In the end, we should have faith that the Australian people are able to make the right judgement based on the facts. It should not take a slick marketing campaign funded by taxpayers, by voters, to argue the case for constitutional change. Constitutional change is too important to be left to slick marketing campaigns. It must be a case of trusting the judgement of the Australian people and trusting them to read and assess the arguments for and against. As is provided for, those arguments should be able to be translated into other languages and made suitable for the visually impaired and they should be accessible to people online as well as through the post. All of that is provided for to ensure that people have equitable and fair access to the yes case and to the no case. But sadly this government wants to suspend the fairness provisions of the referendum act so that they can argue a case or fund the argument of a case that suits their ends.

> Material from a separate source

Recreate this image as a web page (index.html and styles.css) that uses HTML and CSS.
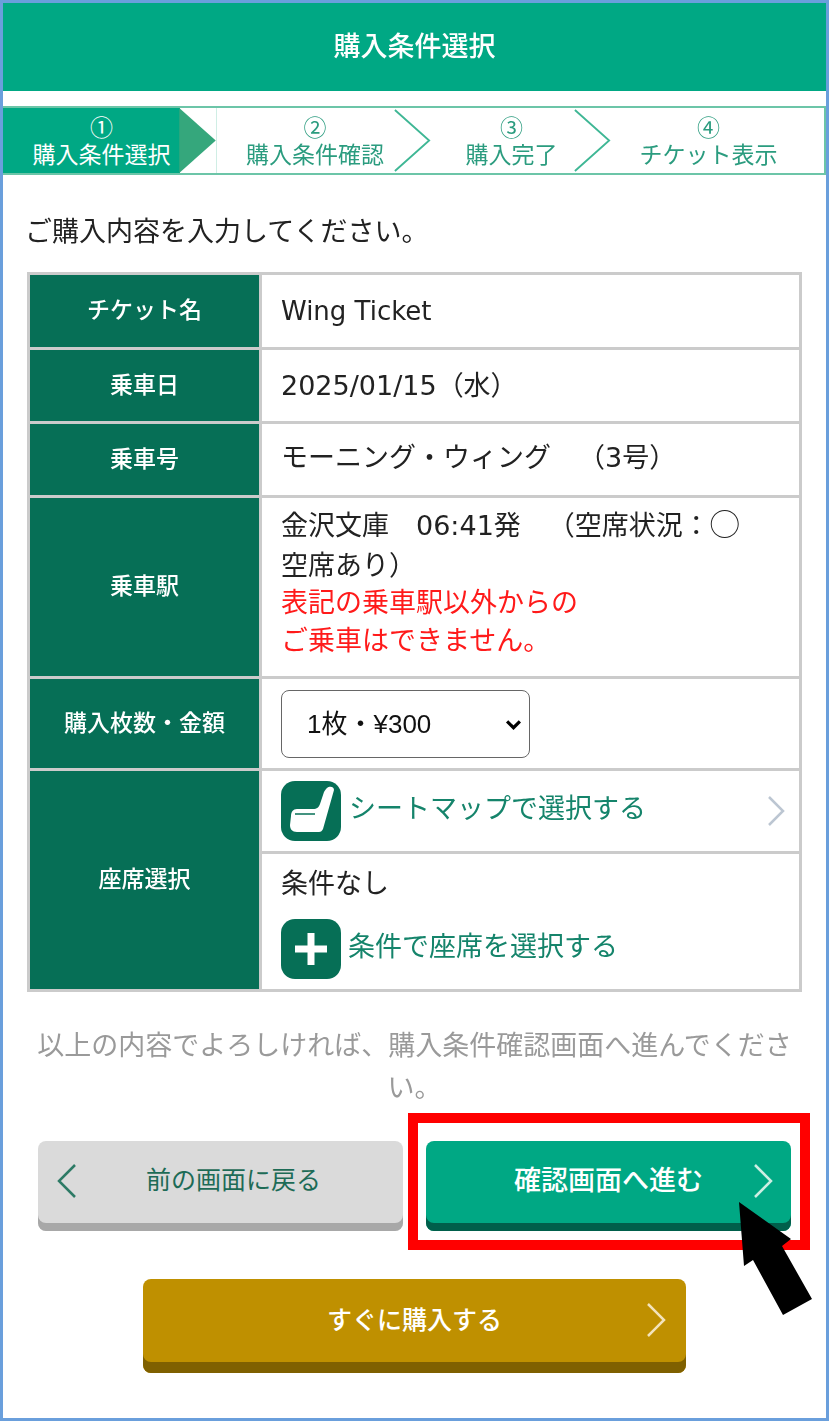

The handling of this bill, the timing of this bill and the content of this bill are all just examples of the contempt that this government has for the parliament. This is how it treats the Australian people and the Australian Constitution. Our constitution deserves better than this. The Australian parliament and people deserve better than this. If we are going to have a referendum on 14 September, it should be one that is fought fairly and fought in a way such that the Australian people can be guaranteed that they will be informed in an equitable, fair and reasonable manner of both sides of the argument. For those reasons, these provisions in this bill should most definitely be opposed.